Celtra Report Reveals 63 Per Cent Mobile Ad Viewability

Mobile ad Telegraph March 2015
The banner is dead? Not according to Celtras latest mobile ad performance report

Mobile ad-building platform Celtra has released its latest Mobile Display Ad Performance Report, covering Q1 2015. For the first time, the report includes viewability metrics; a comparison of desktop vs. mobile viewability and a new video metric, video consumption rate, in addition to previously-reported video completion rate. Both are reported for auto-play and user-initiated video. Also, ad engagement rate is reported as a standardized metric for banner, interstitial and expandable banner format.

The report reveals that share of banner format impressions is at 30 per cent, and  increasing over time. The share of impressions coming from the web environment is the highest yet at 44 per cent. The expansion rate is also the highest to date at 0.76 per cent. The banner ad engagement rate is 1.09 per cent, the rate for interstitials is 3.94 per cent.

When it comes to viewability, 63 per cent of impressions are viewable by the IAB’s viewable impressions definition, which states that a display ad is viewable if 50 per cent of its pixels are in view for a minimum of one second, 30 per cent for larger ad units.

According to the report, mobile devices tend to have higher viewability rates in the web browser environment – 63.3 per cent for mobile compared to 54.5 per cent for desktop. Tablets deliver slightly higher viewability rates (64.1 per cent) than smartphones (62.8 per cent).

The report also reveals big differences in video completion rate depending on the video play setting (user-initiated or auto-play). For banners with auto-play, the completion rate is 54 per cent, compared to 31 per cent for banners with user-initiated playback. For expandable banners etc, when the user clicks through to the expanded unit, the video completion rate is higher for user-initiated videos, at 59 per cent, compared to 26 per cent for auto-play videos.

Banners tend to show higher ad engagement rate on smartphones (1.15 per cent) than on tablets (0.81 per cent). For expandable banners, tablet performance surpasses smartphone in ad engagement (expansion) rates, expanded unit engagement rates, and video play rates on the expanded unit. Finally, when users are presented with video in an interstitial format, they consume more of the video content when on a smartphone than when on a tablet.

The data sample for Celtra’s Quarterly Benchmark Report is composed of ads that start, end and run on Celtra’s platform over a time period of three months (one quarter). Ads that are included were part of campaigns with a minimum of 100,000 impressions, each ad running on a minimum of 50,000 impressions in the defined time period. All ads without tracking of events are excluded from the sample.

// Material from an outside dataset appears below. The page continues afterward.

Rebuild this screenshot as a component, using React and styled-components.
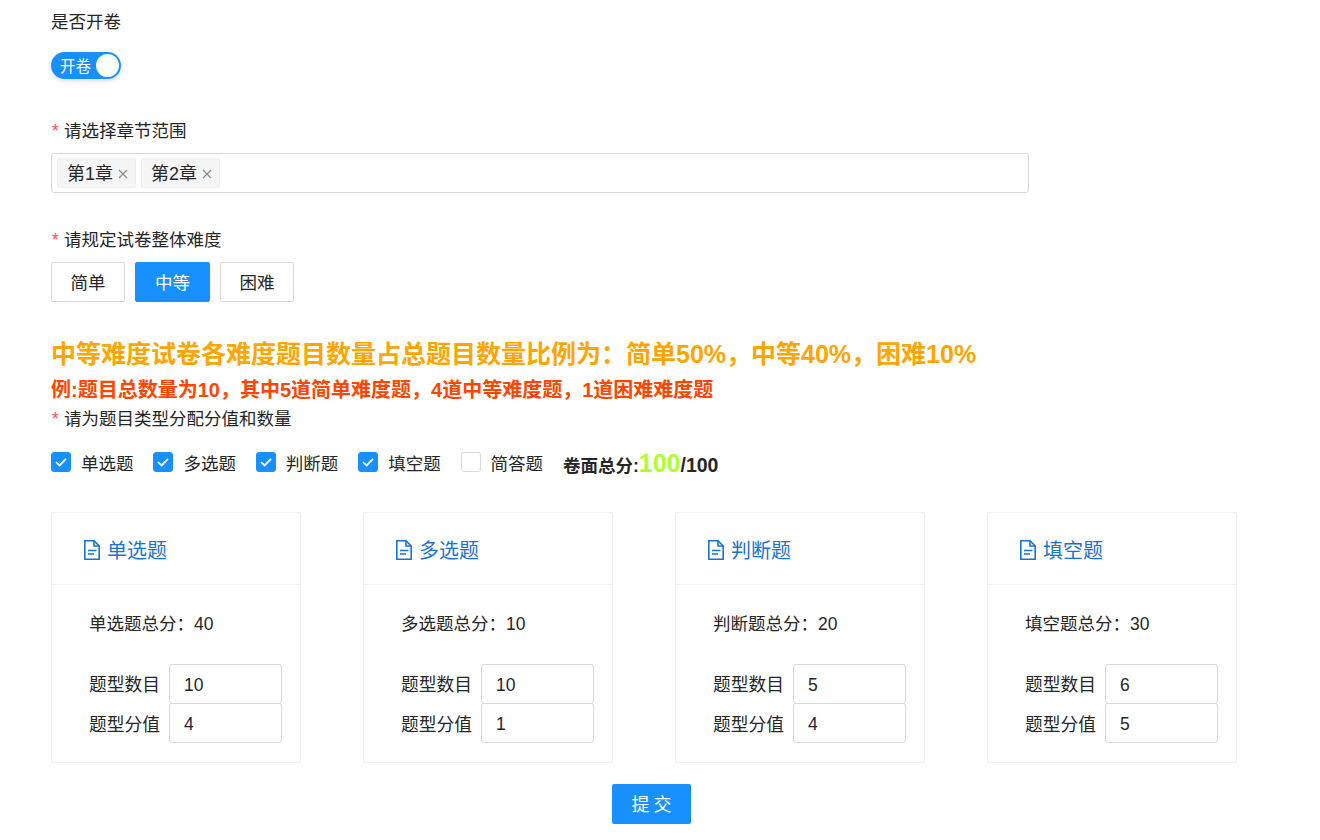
import React from 'react';
import styled, { createGlobalStyle } from 'styled-components';

const GlobalStyle = createGlobalStyle`
  html, body {
    margin: 0;
    padding: 0;
    background: #fff;
    overflow: hidden;
    font-family: "Liberation Sans", "Noto Sans CJK SC", sans-serif;
    color: #262626;
  }
  * { box-sizing: border-box; }
`;

const Page = styled.div`
  width: 1320px;
  height: 840px;
  padding: 9px 0 0 51px;
  overflow: hidden;
`;

const Label = styled.div`
  font-size: 17.5px;
  line-height: 26px;
  color: #262626;
  margin-top: ${({ $top }) => $top || 0}px;
`;

const Star = styled.span`
  font-family: "Liberation Mono", monospace;
  line-height: 0;
  color: #ff4d4f;
  margin: 0 3.5px 0 -1px;
`;

const SwitchRow = styled.div`
  margin-top: 16px;
  height: 28px;
  display: flex;
  align-items: center;
`;

const Switch = styled.div`
  width: 70px;
  height: 27px;
  border-radius: 14px;
  background: #1890ff;
  display: flex;
  align-items: center;
  justify-content: space-between;
  padding: 0 2px 0 9px;
  color: #fff;
  font-size: 15.5px;
  box-shadow: 0 2px 4px rgba(0, 35, 11, 0.15);
`;

const Knob = styled.span`
  width: 23px;
  height: 23px;
  border-radius: 50%;
  background: #fff;
`;

const SelectBox = styled.div`
  margin-top: 9px;
  width: 978px;
  height: 40px;
  border: 1px solid #d9d9d9;
  border-radius: 3px;
  display: flex;
  align-items: center;
  gap: 5px;
  padding-left: 5px;
`;

const Tag = styled.span`
  height: 30px;
  padding: 0 7px 2px 9px;
  background: #f5f5f5;
  border: 1px solid #f0f0f0;
  border-radius: 2px;
  display: flex;
  align-items: center;
  gap: 5px;
  font-size: 18px;
  color: #262626;
`;

const TagClose = styled.svg`
  width: 10px;
  height: 10px;
  stroke: #8c8c8c;
  stroke-width: 1.2;
  margin-top: 3px;
`;

const ButtonRow = styled.div`
  margin-top: 9px;
  display: flex;
  gap: 10px;
`;

const LevelButton = styled.div`
  width: ${({ $w }) => $w || 74}px;
  height: 40px;
  padding-bottom: 2px;
  border: 1px solid ${({ $active }) => ($active ? '#1890ff' : '#d9d9d9')};
  background: ${({ $active }) => ($active ? '#1890ff' : '#fff')};
  color: ${({ $active }) => ($active ? '#fff' : '#262626')};
  border-radius: 2px;
  display: flex;
  align-items: center;
  justify-content: center;
  font-size: 17.5px;
`;

const Headline = styled.div`
  margin-top: 35px;
  font-size: 25px;
  line-height: 34px;
  font-weight: 700;
  color: #ffa500;
`;

const SubHeadline = styled.div`
  margin-top: 3px;
  font-size: 20px;
  line-height: 32px;
  font-weight: 700;
  color: #ff4500;
`;

const CheckRow = styled.div`
  margin-top: 15px;
  display: flex;
  align-items: center;
  height: 30px;
`;

const CheckItem = styled.label`
  display: flex;
  align-items: center;
  gap: 10px;
  margin-right: 19.9px;
  font-size: 17.5px;
  color: #262626;
`;

const CheckBox = styled.span`
  width: 20px;
  height: 20px;
  border-radius: 3px;
  background: ${({ $on }) => ($on ? '#1890ff' : '#fff')};
  border: 1px solid ${({ $on }) => ($on ? '#1890ff' : '#d9d9d9')};
  display: flex;
  align-items: center;
  justify-content: center;
`;

const Total = styled.div`
  padding-top: 3px;
  font-size: 17.5px;
  font-weight: 700;
  color: #262626;
  display: flex;
  align-items: baseline;
`;

const TotalValue = styled.span`
  font-size: 25px;
  color: #adff2f;
`;

const TotalMax = styled.span`
  font-size: 19.5px;
`;

const CardRow = styled.div`
  margin-top: 35px;
  display: flex;
  gap: 62px;
`;

const Card = styled.div`
  width: 250px;
  height: 251px;
  border: 1px solid #f0f0f0;
  border-radius: 2px;
`;

const CardHead = styled.div`
  height: 72px;
  border-bottom: 1px solid #f0f0f0;
  padding: 2px 0 0 32px;
  display: flex;
  align-items: center;
  gap: 7px;
  color: #1874d2;
  font-size: 20px;
`;

const CardBody = styled.div`
  padding: 25px 18px 0 37px;
`;

const ScoreLine = styled.div`
  font-size: 17.5px;
  line-height: 28px;
  color: #262626;
  margin-bottom: 26px;
`;

const FieldRow = styled.div`
  display: flex;
  align-items: center;
  gap: 9px;
  font-size: 17.75px;
  color: #262626;
  margin-top: ${({ $tight }) => ($tight ? '-1px' : '0')};
`;

const FieldLabel = styled.span`
  width: 71px;
  white-space: nowrap;
  margin-bottom: ${({ $low }) => ($low ? '0' : '2px')};
`;

const FieldInput = styled.div`
  width: 113px;
  height: 40px;
  border: 1px solid #d9d9d9;
  border-radius: 3px;
  padding: 2px 0 0 14px;
  display: flex;
  align-items: center;
  font-size: 17.5px;
  color: #262626;
`;

const SubmitRow = styled.div`
  margin-top: 21px;
  width: 1201px;
  display: flex;
  justify-content: center;
`;

const Submit = styled.div`
  width: 79px;
  height: 40px;
  padding-bottom: 2px;
  background: #1890ff;
  color: #fff;
  border-radius: 2px;
  display: flex;
  align-items: center;
  justify-content: center;
  font-size: 18px;
  letter-spacing: 4px;
  text-indent: 4px;
`;

const Check = () => (
  <svg width="14" height="14" viewBox="0 0 14 14" fill="none" stroke="#fff" strokeWidth="1.8">
    <path d="M2 7.2 L5.6 10.4 L12 3.8" />
  </svg>
);

const FileIcon = () => (
  <svg width="16" height="20" viewBox="0 0 16 20" fill="none" stroke="#1874d2" strokeWidth="1.6">
    <path d="M0.8 0.8 H10 L15.2 6 V19.2 H0.8 Z" />
    <path d="M10 0.8 V6 H15.2" />
    <path d="M4 10.5 H12.5 M4 14 H10" />
  </svg>
);

const Close = () => (
  <TagClose viewBox="0 0 10 10">
    <path d="M1 1 L9 9 M9 1 L1 9" />
  </TagClose>
);

const cards = [
  { name: '单选题', total: 40, count: 10, score: 4 },
  { name: '多选题', total: 10, count: 10, score: 1 },
  { name: '判断题', total: 20, count: 5, score: 4 },
  { name: '填空题', total: 30, count: 6, score: 5 },
];

const types = [
  { name: '单选题', on: true },
  { name: '多选题', on: true },
  { name: '判断题', on: true },
  { name: '填空题', on: true },
  { name: '简答题', on: false },
];

export default function App() {
  return (
    <Page>
      <GlobalStyle />
      <Label>是否开卷</Label>
      <SwitchRow>
        <Switch>
          开卷
          <Knob />
        </Switch>
      </SwitchRow>

      <Label $top={39}>
        <Star>*</Star>请选择章节范围
      </Label>
      <SelectBox>
        <Tag>第1章<Close /></Tag>
        <Tag>第2章<Close /></Tag>
      </SelectBox>

      <Label $top={34}>
        <Star>*</Star>请规定试卷整体难度
      </Label>
      <ButtonRow>
        <LevelButton>简单</LevelButton>
        <LevelButton $active $w={75}>中等</LevelButton>
        <LevelButton>困难</LevelButton>
      </ButtonRow>

      <Headline>中等难度试卷各难度题目数量占总题目数量比例为：简单50%，中等40%，困难10%</Headline>
      <SubHeadline>例:题目总数量为10，其中5道简单难度题，4道中等难度题，1道困难难度题</SubHeadline>
      <Label>
        <Star>*</Star>请为题目类型分配分值和数量
      </Label>

      <CheckRow>
        {types.map((t) => (
          <CheckItem key={t.name}>
            <CheckBox $on={t.on}>{t.on && <Check />}</CheckBox>
            {t.name}
          </CheckItem>
        ))}
        <Total>
          卷面总分:<TotalValue>100</TotalValue><TotalMax>/100</TotalMax>
        </Total>
      </CheckRow>

      <CardRow>
        {cards.map((c) => (
          <Card key={c.name}>
            <CardHead>
              <FileIcon />
              {c.name}
            </CardHead>
            <CardBody>
              <ScoreLine>{c.name}总分：{c.total}</ScoreLine>
              <FieldRow>
                <FieldLabel>题型数目</FieldLabel>
                <FieldInput>{c.count}</FieldInput>
              </FieldRow>
              <FieldRow $tight>
                <FieldLabel $low>题型分值</FieldLabel>
                <FieldInput>{c.score}</FieldInput>
              </FieldRow>
            </CardBody>
          </Card>
        ))}
      </CardRow>

      <SubmitRow>
        <Submit>提交</Submit>
      </SubmitRow>
    </Page>
  );
}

After the initial database is set, Celtra firstly performs random sampling of campaigns inside the set of defined verticals. This is followed by a random sampling of ads by ad format and random sampling by ad features, in order to acquire a sample with a balanced ratio of ads from chosen verticals, different ad formats and feature groups. Finally, Celtra filters the sample to ensure there is no more than one creative per ad format from the same campaign included, in order to avoid duplication of very similar values and compromising the final results.